Material:
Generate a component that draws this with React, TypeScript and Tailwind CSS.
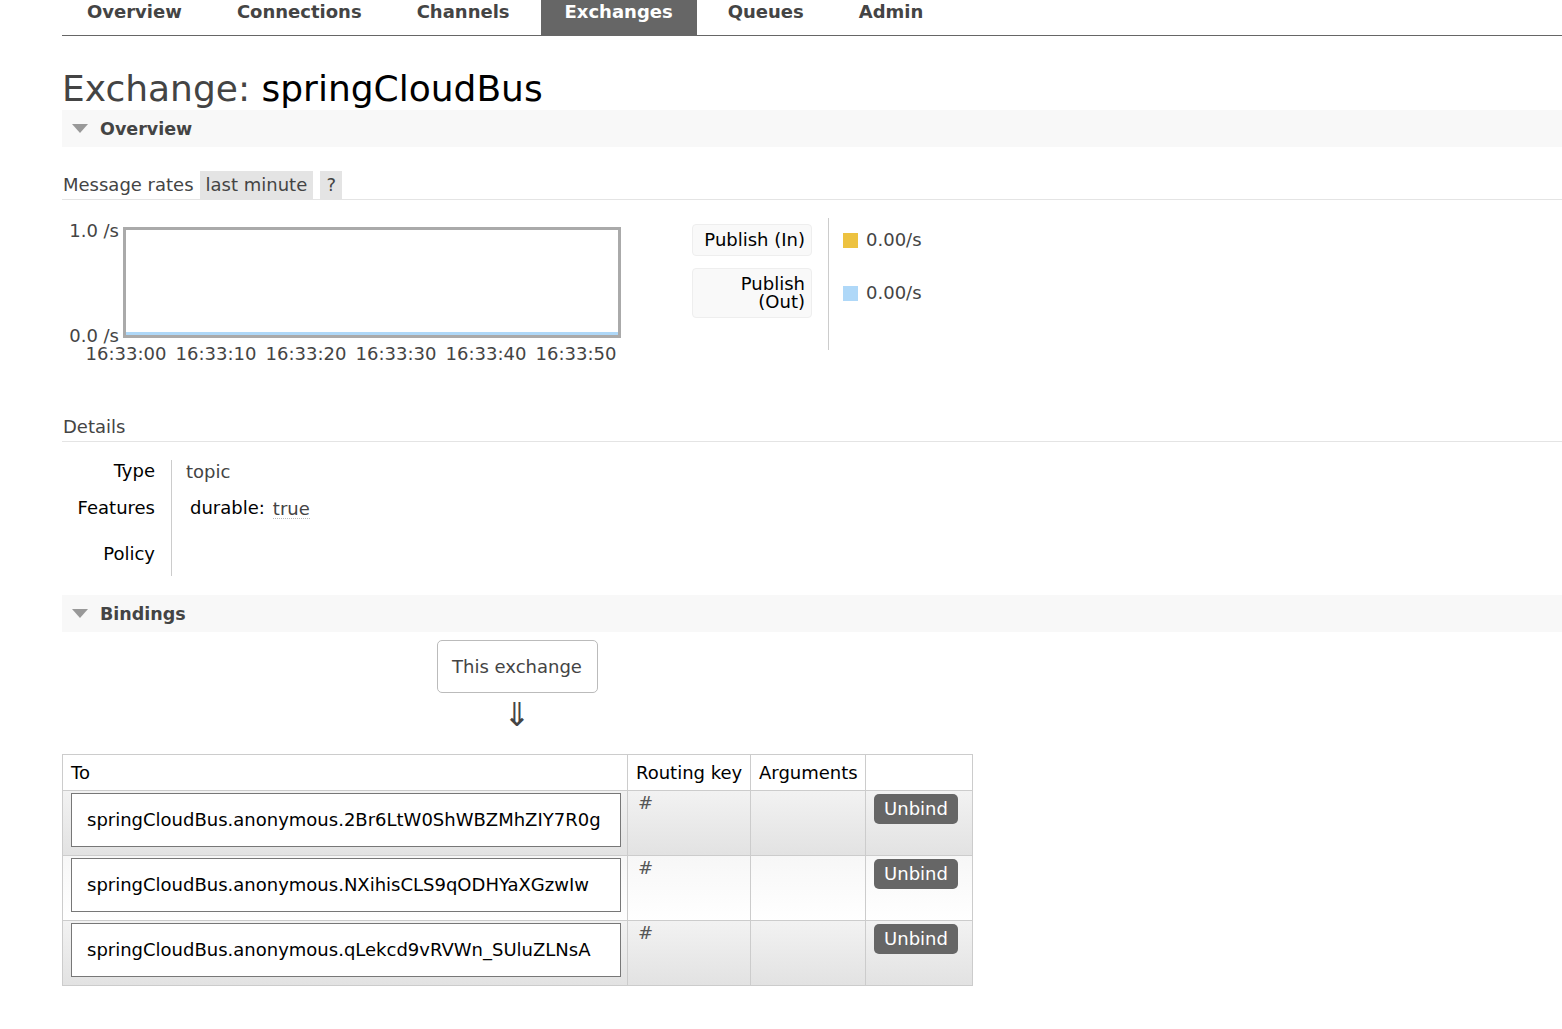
import React from "react";

const tabs = ["Overview", "Connections", "Channels", "Exchanges", "Queues", "Admin"];
const times = ["16:33:00", "16:33:10", "16:33:20", "16:33:30", "16:33:40", "16:33:50"];
const bindings = [
  "springCloudBus.anonymous.2Br6LtW0ShWBZMhZIY7R0g",
  "springCloudBus.anonymous.NXihisCLS9qODHYaXGzwIw",
  "springCloudBus.anonymous.qLekcd9vRVWn_SUluZLNsA",
];

function Toggle() {
  return (
    <svg width="16" height="9" viewBox="0 0 16 9" className="shrink-0">
      <polygon points="0,0 16,0 8,9" fill="#999" />
    </svg>
  );
}

function SectionBar({ title }: { title: string }) {
  return (
    <div className="flex h-[37px] items-center gap-[12px] bg-[#f8f8f8] pl-[10px]">
      <Toggle />
      <span className="text-[17.5px] font-bold text-[#444]">{title}</span>
    </div>
  );
}

export default function App() {
  return (
    <div className="min-h-screen bg-white pl-[62px] font-['DejaVu_Sans',Verdana,sans-serif] text-[18px] leading-[22px] text-black">
      {/* Tabs */}
      <nav className="flex h-[36px] gap-[7px] border-b border-[#666] pl-px">
        {tabs.map((t) => (
          <div
            key={t}
            className={
              t === "Exchanges"
                ? "h-[35px] bg-[#666] px-[24px] text-[18px] font-bold leading-[24px] text-white"
                : "h-[35px] px-[24px] text-[18px] font-bold leading-[24px] text-[#444]"
            }
          >
            {t}
          </div>
        ))}
      </nav>

      <h1 className="mt-[32px] text-[36px] font-normal leading-[42px] text-[#444]">
        Exchange: <span className="text-black">springCloudBus</span>
      </h1>

      <SectionBar title="Overview" />

      {/* Message rates */}
      <div className="mt-[24px] flex h-[29px] items-start border-b border-[#e4e4e4] pl-px text-[#444]">
        <span className="leading-[28px]">Message rates</span>
        <span className="ml-[6px] h-[28px] bg-[#e4e4e4] px-[6px] leading-[28px]">last minute</span>
        <span className="ml-[7px] h-[28px] w-[22px] bg-[#e4e4e4] text-center leading-[28px]">?</span>
      </div>

      <div className="mt-[18px] flex h-[150px]">
        {/* chart */}
        <div className="relative h-[150px] w-[630px] shrink-0 text-[#444]">
          <div className="absolute left-0 top-[3px] w-[57px] text-right leading-[20px]">1.0 /s</div>
          <div className="absolute left-0 top-[108px] w-[57px] text-right leading-[20px]">0.0 /s</div>
          <div className="absolute left-[61px] top-[9px] h-[111px] w-[498px] border-[3px] border-[#aaa] bg-white">
            <div className="absolute bottom-0 left-0 right-0 h-[3px] bg-[#afd8f8]" />
          </div>
          <div className="absolute left-[19px] top-[126px] flex">
            {times.map((t) => (
              <div key={t} className="w-[90px] text-center leading-[20px]">
                {t}
              </div>
            ))}
          </div>
        </div>

        {/* legend */}
        <div className="flex w-[120px] shrink-0 flex-col gap-[12px] pt-[6px] text-right">
          <div className="flex h-[32px] items-center justify-end rounded-[4px] border border-[#eee] bg-[#f9f9f9] pr-[6px]">
            Publish (In)
          </div>
          <div className="flex h-[50px] flex-col justify-center rounded-[4px] border border-[#eee] bg-[#f9f9f9] pr-[6px] leading-[18px]">
            <span>Publish</span>
            <span>(Out)</span>
          </div>
        </div>
        <div className="ml-[16px] flex h-[132px] flex-col gap-[12px] border-l border-[#ccc] pl-[14px] pt-[6px] text-[#444]">
          <div className="flex h-[32px] items-center gap-[8px]">
            <span className="h-[15px] w-[15px] bg-[#edc240]" />
            <span>0.00/s</span>
          </div>
          <div className="flex h-[50px] items-center gap-[8px]">
            <span className="h-[15px] w-[15px] bg-[#afd8f8]" />
            <span>0.00/s</span>
          </div>
        </div>
      </div>

      {/* Details */}
      <div className="mt-[48px] border-b border-[#e4e4e4] pb-[3px] pl-px text-[#444]">Details</div>

      <div className="mt-[18px] flex">
        <div className="flex w-[93px] flex-col text-right">
          <div className="h-[22px]">Type</div>
          <div className="mt-[15px] h-[22px]">Features</div>
          <div className="mt-[24px] h-[22px]">Policy</div>
          <div className="h-[11px]" />
        </div>
        <div className="ml-[16px] flex flex-col border-l border-[#ccc] pl-[14px]">
          <div className="h-[22px] pt-px text-[#444]">topic</div>
          <div className="mt-[15px] flex h-[22px] gap-[8px] pl-[4px]">
            <span>durable:</span>
            <span className="mt-px border-b border-dotted border-[#bbb] leading-[22px] text-[#444]">true</span>
          </div>
        </div>
      </div>

      <div className="mt-[19px]">
        <SectionBar title="Bindings" />
      </div>

      {/* Bindings */}
      <div className="flex w-[910px] flex-col items-center">
        <div className="mt-[8px] flex h-[53px] w-[161px] items-center justify-center rounded-[5px] border border-[#bbb] text-[#444]">
          This exchange
        </div>
        <div className="mt-[8px] h-[28px] text-[33px] leading-[28px] text-[#444]">⇓</div>
      </div>

      <table className="mt-[25px] w-[910px] table-fixed border-collapse border border-[#ccc]">
        <colgroup>
          <col className="w-[565px]" />
          <col className="w-[123px]" />
          <col className="w-[115px]" />
          <col className="w-[107px]" />
        </colgroup>
        <thead>
          <tr className="h-[36px] bg-white">
            <th className="border border-[#ccc] pl-[8px] text-left font-normal">To</th>
            <th className="border border-[#ccc] pl-[8px] text-left font-normal">Routing key</th>
            <th className="border border-[#ccc] pl-[8px] text-left font-normal">Arguments</th>
            <th className="border border-[#ccc]" />
          </tr>
        </thead>
        <tbody>
          {bindings.map((b, i) => (
            <tr
              key={b}
              className={
                i % 2 === 0
                  ? "h-[65px] bg-[linear-gradient(to_bottom,#f2f2f2,#e2e2e2)]"
                  : "h-[65px] bg-[linear-gradient(to_bottom,#f7f7f7,#ffffff)]"
              }
            >
              <td className="border border-[#ccc] pb-[7px] pl-[8px] pr-[6px] pt-[2px] align-top">
                <div className="flex h-[54px] items-center border border-[#777] bg-white pl-[15px]">{b}</div>
              </td>
              <td className="border border-[#ccc] pl-[10px] pt-px align-top leading-[22px] text-[#555]">#</td>
              <td className="border border-[#ccc]" />
              <td className="border border-[#ccc] pl-[8px] pt-[3px] align-top">
                <button className="h-[30px] w-[84px] rounded-[5px] bg-[#666] text-white">Unbind</button>
              </td>
            </tr>
          ))}
        </tbody>
      </table>
      <div className="h-[40px]" />
    </div>
  );
}
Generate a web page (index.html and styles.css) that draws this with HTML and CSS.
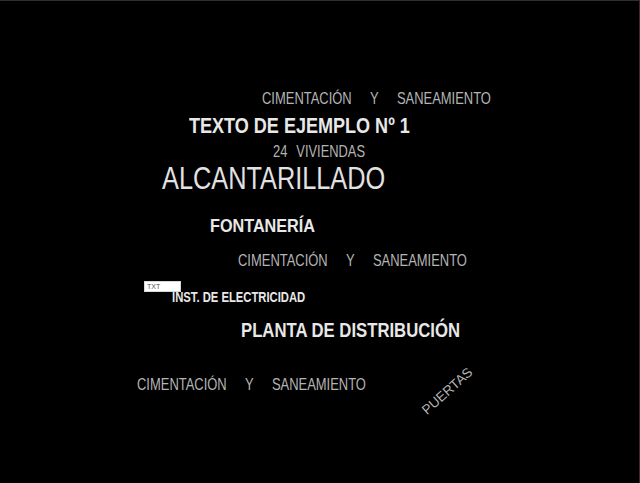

Your instructions: Find the word "draws" in the data and copy out each line where it turns up.

Output below:
Generate a component that draws this with React, TypeScript and Tailwind CSS.
Generate a web page (index.html and styles.css) that draws this with HTML and CSS.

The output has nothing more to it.